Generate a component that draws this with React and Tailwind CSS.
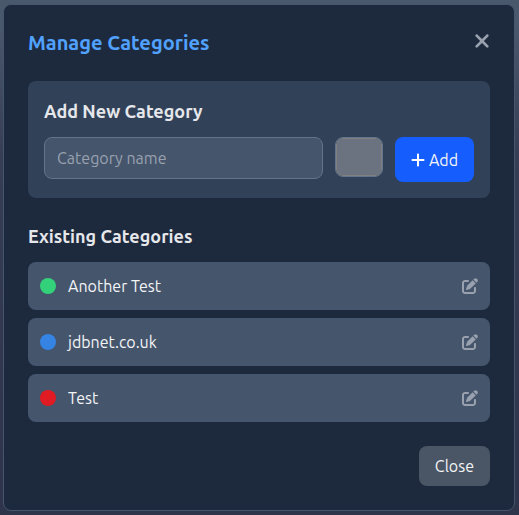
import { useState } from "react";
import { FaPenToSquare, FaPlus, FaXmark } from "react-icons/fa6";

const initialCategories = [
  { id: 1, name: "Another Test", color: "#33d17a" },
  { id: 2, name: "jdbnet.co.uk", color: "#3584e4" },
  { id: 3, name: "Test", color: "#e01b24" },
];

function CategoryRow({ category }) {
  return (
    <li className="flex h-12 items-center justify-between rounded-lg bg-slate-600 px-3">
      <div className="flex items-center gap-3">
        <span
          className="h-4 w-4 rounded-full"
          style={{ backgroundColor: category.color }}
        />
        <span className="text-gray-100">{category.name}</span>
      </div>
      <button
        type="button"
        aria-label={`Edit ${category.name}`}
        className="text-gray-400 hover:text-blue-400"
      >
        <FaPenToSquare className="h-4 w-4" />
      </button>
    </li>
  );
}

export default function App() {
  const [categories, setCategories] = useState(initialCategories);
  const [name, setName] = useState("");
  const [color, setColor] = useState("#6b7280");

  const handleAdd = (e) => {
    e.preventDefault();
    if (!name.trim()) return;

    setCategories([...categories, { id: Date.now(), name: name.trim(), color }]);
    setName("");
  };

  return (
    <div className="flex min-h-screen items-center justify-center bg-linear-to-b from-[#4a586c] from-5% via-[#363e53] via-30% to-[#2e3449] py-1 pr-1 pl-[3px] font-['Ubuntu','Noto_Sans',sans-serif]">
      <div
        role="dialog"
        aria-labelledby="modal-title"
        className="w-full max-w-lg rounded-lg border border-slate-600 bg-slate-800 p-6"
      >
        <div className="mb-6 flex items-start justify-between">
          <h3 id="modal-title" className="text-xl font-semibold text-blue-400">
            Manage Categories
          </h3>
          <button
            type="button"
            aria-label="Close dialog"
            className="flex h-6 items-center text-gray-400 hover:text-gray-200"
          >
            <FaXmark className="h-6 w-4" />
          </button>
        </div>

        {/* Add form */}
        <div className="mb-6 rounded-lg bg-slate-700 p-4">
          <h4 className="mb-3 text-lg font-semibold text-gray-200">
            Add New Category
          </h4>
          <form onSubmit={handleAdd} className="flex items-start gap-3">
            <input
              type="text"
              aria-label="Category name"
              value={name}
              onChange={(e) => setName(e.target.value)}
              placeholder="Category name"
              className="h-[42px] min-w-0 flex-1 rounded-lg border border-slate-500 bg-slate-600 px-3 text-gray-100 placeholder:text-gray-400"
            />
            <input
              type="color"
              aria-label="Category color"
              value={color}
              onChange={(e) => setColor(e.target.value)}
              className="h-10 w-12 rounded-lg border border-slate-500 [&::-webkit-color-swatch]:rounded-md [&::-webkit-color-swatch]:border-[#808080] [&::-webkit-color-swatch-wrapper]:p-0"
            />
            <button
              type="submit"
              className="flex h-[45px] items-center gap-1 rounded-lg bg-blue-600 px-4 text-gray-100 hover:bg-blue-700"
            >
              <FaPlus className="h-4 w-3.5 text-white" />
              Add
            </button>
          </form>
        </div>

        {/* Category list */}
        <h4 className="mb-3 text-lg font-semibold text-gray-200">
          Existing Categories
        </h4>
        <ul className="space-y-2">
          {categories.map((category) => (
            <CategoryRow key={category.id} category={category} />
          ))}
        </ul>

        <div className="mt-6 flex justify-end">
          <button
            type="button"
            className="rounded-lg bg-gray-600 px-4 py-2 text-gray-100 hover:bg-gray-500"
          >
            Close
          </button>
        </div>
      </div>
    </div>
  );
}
============
Except for the pictures, reproduce every line exactly.

Generate a component that draws this with React and Tailwind CSS.
import { useState } from "react";
import { FaPenToSquare, FaPlus, FaXmark } from "react-icons/fa6";

const initialCategories = [
  { id: 1, name: "Another Test", color: "#33d17a" },
  { id: 2, name: "jdbnet.co.uk", color: "#3584e4" },
  { id: 3, name: "Test", color: "#e01b24" },
];

function CategoryRow({ category }) {
  return (
    <li className="flex h-12 items-center justify-between rounded-lg bg-slate-600 px-3">
      <div className="flex items-center gap-3">
        <span
          className="h-4 w-4 rounded-full"
          style={{ backgroundColor: category.color }}
        />
        <span className="text-gray-100">{category.name}</span>
      </div>
      <button
        type="button"
        aria-label={`Edit ${category.name}`}
        className="text-gray-400 hover:text-blue-400"
      >
        <FaPenToSquare className="h-4 w-4" />
      </button>
    </li>
  );
}

export default function App() {
  const [categories, setCategories] = useState(initialCategories);
  const [name, setName] = useState("");
  const [color, setColor] = useState("#6b7280");

  const handleAdd = (e) => {
    e.preventDefault();
    if (!name.trim()) return;

    setCategories([...categories, { id: Date.now(), name: name.trim(), color }]);
    setName("");
  };

  return (
    <div className="flex min-h-screen items-center justify-center bg-linear-to-b from-[#4a586c] from-5% via-[#363e53] via-30% to-[#2e3449] py-1 pr-1 pl-[3px] font-['Ubuntu','Noto_Sans',sans-serif]">
      <div
        role="dialog"
        aria-labelledby="modal-title"
        className="w-full max-w-lg rounded-lg border border-slate-600 bg-slate-800 p-6"
      >
        <div className="mb-6 flex items-start justify-between">
          <h3 id="modal-title" className="text-xl font-semibold text-blue-400">
            Manage Categories
          </h3>
          <button
            type="button"
            aria-label="Close dialog"
            className="flex h-6 items-center text-gray-400 hover:text-gray-200"
          >
            <FaXmark className="h-6 w-4" />
          </button>
        </div>

        {/* Add form */}
        <div className="mb-6 rounded-lg bg-slate-700 p-4">
          <h4 className="mb-3 text-lg font-semibold text-gray-200">
            Add New Category
          </h4>
          <form onSubmit={handleAdd} className="flex items-start gap-3">
            <input
              type="text"
              aria-label="Category name"
              value={name}
              onChange={(e) => setName(e.target.value)}
              placeholder="Category name"
              className="h-[42px] min-w-0 flex-1 rounded-lg border border-slate-500 bg-slate-600 px-3 text-gray-100 placeholder:text-gray-400"
            />
            <input
              type="color"
              aria-label="Category color"
              value={color}
              onChange={(e) => setColor(e.target.value)}
              className="h-10 w-12 rounded-lg border border-slate-500 [&::-webkit-color-swatch]:rounded-md [&::-webkit-color-swatch]:border-[#808080] [&::-webkit-color-swatch-wrapper]:p-0"
            />
            <button
              type="submit"
              className="flex h-[45px] items-center gap-1 rounded-lg bg-blue-600 px-4 text-gray-100 hover:bg-blue-700"
            >
              <FaPlus className="h-4 w-3.5 text-white" />
              Add
            </button>
          </form>
        </div>

        {/* Category list */}
        <h4 className="mb-3 text-lg font-semibold text-gray-200">
          Existing Categories
        </h4>
        <ul className="space-y-2">
          {categories.map((category) => (
            <CategoryRow key={category.id} category={category} />
          ))}
        </ul>

        <div className="mt-6 flex justify-end">
          <button
            type="button"
            className="rounded-lg bg-gray-600 px-4 py-2 text-gray-100 hover:bg-gray-500"
          >
            Close
          </button>
        </div>
      </div>
    </div>
  );
}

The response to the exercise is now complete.